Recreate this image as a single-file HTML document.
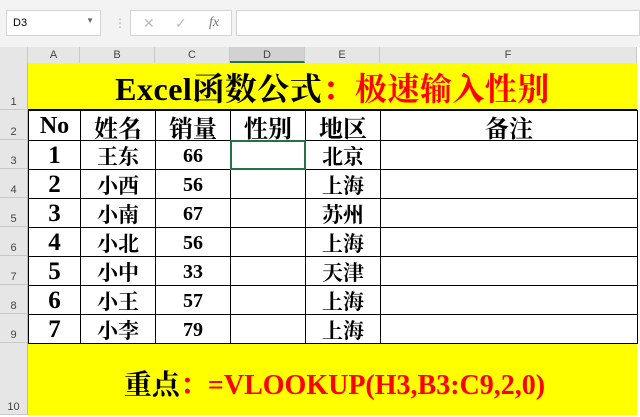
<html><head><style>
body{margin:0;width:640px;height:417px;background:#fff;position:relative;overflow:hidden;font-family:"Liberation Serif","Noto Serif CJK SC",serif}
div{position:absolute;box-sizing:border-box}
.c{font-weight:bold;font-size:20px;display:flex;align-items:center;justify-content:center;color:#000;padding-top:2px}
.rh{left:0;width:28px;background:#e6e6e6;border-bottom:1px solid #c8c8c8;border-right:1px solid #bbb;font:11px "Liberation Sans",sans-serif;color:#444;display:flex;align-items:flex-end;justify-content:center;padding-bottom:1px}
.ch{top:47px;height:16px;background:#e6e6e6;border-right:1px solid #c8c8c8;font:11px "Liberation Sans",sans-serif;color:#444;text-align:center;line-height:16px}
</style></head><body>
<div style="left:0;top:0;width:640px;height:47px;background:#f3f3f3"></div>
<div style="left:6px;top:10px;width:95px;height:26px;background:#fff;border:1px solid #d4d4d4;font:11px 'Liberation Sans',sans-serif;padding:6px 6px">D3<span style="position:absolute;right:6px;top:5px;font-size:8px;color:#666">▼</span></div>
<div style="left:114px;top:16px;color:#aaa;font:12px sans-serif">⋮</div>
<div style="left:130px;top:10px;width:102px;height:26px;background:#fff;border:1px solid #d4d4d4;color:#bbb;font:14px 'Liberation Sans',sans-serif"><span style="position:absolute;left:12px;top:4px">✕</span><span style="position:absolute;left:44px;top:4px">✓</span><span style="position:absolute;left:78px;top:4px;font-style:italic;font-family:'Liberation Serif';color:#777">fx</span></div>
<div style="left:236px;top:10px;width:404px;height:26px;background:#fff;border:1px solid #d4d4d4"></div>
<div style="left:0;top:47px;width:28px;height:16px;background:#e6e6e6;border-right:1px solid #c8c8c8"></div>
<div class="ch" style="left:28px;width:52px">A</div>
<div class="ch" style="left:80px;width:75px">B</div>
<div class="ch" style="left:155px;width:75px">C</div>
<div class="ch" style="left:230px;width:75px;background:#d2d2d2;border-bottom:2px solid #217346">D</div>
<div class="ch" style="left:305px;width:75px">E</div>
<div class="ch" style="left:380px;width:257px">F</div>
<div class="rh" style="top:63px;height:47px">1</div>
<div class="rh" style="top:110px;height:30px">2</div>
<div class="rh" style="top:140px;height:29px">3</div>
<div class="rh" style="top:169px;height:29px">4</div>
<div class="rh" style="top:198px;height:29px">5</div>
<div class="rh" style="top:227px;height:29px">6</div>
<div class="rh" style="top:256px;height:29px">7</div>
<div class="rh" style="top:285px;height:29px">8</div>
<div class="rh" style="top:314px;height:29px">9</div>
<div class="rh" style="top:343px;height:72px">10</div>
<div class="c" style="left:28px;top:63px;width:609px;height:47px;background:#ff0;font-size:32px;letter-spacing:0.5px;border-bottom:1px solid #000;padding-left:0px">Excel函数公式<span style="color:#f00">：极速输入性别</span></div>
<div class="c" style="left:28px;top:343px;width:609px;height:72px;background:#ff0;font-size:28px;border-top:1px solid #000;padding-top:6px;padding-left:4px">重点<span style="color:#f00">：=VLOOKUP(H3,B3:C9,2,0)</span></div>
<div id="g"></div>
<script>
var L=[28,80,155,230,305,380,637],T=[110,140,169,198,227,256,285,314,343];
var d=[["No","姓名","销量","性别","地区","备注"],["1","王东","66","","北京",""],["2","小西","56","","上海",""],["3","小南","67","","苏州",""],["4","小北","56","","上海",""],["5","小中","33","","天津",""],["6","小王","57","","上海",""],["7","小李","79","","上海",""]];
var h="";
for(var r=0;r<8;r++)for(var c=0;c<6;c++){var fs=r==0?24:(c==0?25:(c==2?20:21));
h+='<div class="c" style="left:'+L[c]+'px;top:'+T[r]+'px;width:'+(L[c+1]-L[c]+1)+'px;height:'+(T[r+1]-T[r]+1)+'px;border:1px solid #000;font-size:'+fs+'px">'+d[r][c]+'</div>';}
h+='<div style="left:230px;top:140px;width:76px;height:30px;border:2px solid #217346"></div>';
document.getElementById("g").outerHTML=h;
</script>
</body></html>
○ ○ ○ ○ ○ ○ ○
● Aim of the task:
Without including any pictures, print all of the material exactly as given.

● Task answer:
Recreate this image as a single-file HTML document.
<html><head><style>
body{margin:0;width:640px;height:417px;background:#fff;position:relative;overflow:hidden;font-family:"Liberation Serif","Noto Serif CJK SC",serif}
div{position:absolute;box-sizing:border-box}
.c{font-weight:bold;font-size:20px;display:flex;align-items:center;justify-content:center;color:#000;padding-top:2px}
.rh{left:0;width:28px;background:#e6e6e6;border-bottom:1px solid #c8c8c8;border-right:1px solid #bbb;font:11px "Liberation Sans",sans-serif;color:#444;display:flex;align-items:flex-end;justify-content:center;padding-bottom:1px}
.ch{top:47px;height:16px;background:#e6e6e6;border-right:1px solid #c8c8c8;font:11px "Liberation Sans",sans-serif;color:#444;text-align:center;line-height:16px}
</style></head><body>
<div style="left:0;top:0;width:640px;height:47px;background:#f3f3f3"></div>
<div style="left:6px;top:10px;width:95px;height:26px;background:#fff;border:1px solid #d4d4d4;font:11px 'Liberation Sans',sans-serif;padding:6px 6px">D3<span style="position:absolute;right:6px;top:5px;font-size:8px;color:#666">▼</span></div>
<div style="left:114px;top:16px;color:#aaa;font:12px sans-serif">⋮</div>
<div style="left:130px;top:10px;width:102px;height:26px;background:#fff;border:1px solid #d4d4d4;color:#bbb;font:14px 'Liberation Sans',sans-serif"><span style="position:absolute;left:12px;top:4px">✕</span><span style="position:absolute;left:44px;top:4px">✓</span><span style="position:absolute;left:78px;top:4px;font-style:italic;font-family:'Liberation Serif';color:#777">fx</span></div>
<div style="left:236px;top:10px;width:404px;height:26px;background:#fff;border:1px solid #d4d4d4"></div>
<div style="left:0;top:47px;width:28px;height:16px;background:#e6e6e6;border-right:1px solid #c8c8c8"></div>
<div class="ch" style="left:28px;width:52px">A</div>
<div class="ch" style="left:80px;width:75px">B</div>
<div class="ch" style="left:155px;width:75px">C</div>
<div class="ch" style="left:230px;width:75px;background:#d2d2d2;border-bottom:2px solid #217346">D</div>
<div class="ch" style="left:305px;width:75px">E</div>
<div class="ch" style="left:380px;width:257px">F</div>
<div class="rh" style="top:63px;height:47px">1</div>
<div class="rh" style="top:110px;height:30px">2</div>
<div class="rh" style="top:140px;height:29px">3</div>
<div class="rh" style="top:169px;height:29px">4</div>
<div class="rh" style="top:198px;height:29px">5</div>
<div class="rh" style="top:227px;height:29px">6</div>
<div class="rh" style="top:256px;height:29px">7</div>
<div class="rh" style="top:285px;height:29px">8</div>
<div class="rh" style="top:314px;height:29px">9</div>
<div class="rh" style="top:343px;height:72px">10</div>
<div class="c" style="left:28px;top:63px;width:609px;height:47px;background:#ff0;font-size:32px;letter-spacing:0.5px;border-bottom:1px solid #000;padding-left:0px">Excel函数公式<span style="color:#f00">：极速输入性别</span></div>
<div class="c" style="left:28px;top:343px;width:609px;height:72px;background:#ff0;font-size:28px;border-top:1px solid #000;padding-top:6px;padding-left:4px">重点<span style="color:#f00">：=VLOOKUP(H3,B3:C9,2,0)</span></div>
<div id="g"></div>
<script>
var L=[28,80,155,230,305,380,637],T=[110,140,169,198,227,256,285,314,343];
var d=[["No","姓名","销量","性别","地区","备注"],["1","王东","66","","北京",""],["2","小西","56","","上海",""],["3","小南","67","","苏州",""],["4","小北","56","","上海",""],["5","小中","33","","天津",""],["6","小王","57","","上海",""],["7","小李","79","","上海",""]];
var h="";
for(var r=0;r<8;r++)for(var c=0;c<6;c++){var fs=r==0?24:(c==0?25:(c==2?20:21));
h+='<div class="c" style="left:'+L[c]+'px;top:'+T[r]+'px;width:'+(L[c+1]-L[c]+1)+'px;height:'+(T[r+1]-T[r]+1)+'px;border:1px solid #000;font-size:'+fs+'px">'+d[r][c]+'</div>';}
h+='<div style="left:230px;top:140px;width:76px;height:30px;border:2px solid #217346"></div>';
document.getElementById("g").outerHTML=h;
</script>
</body></html>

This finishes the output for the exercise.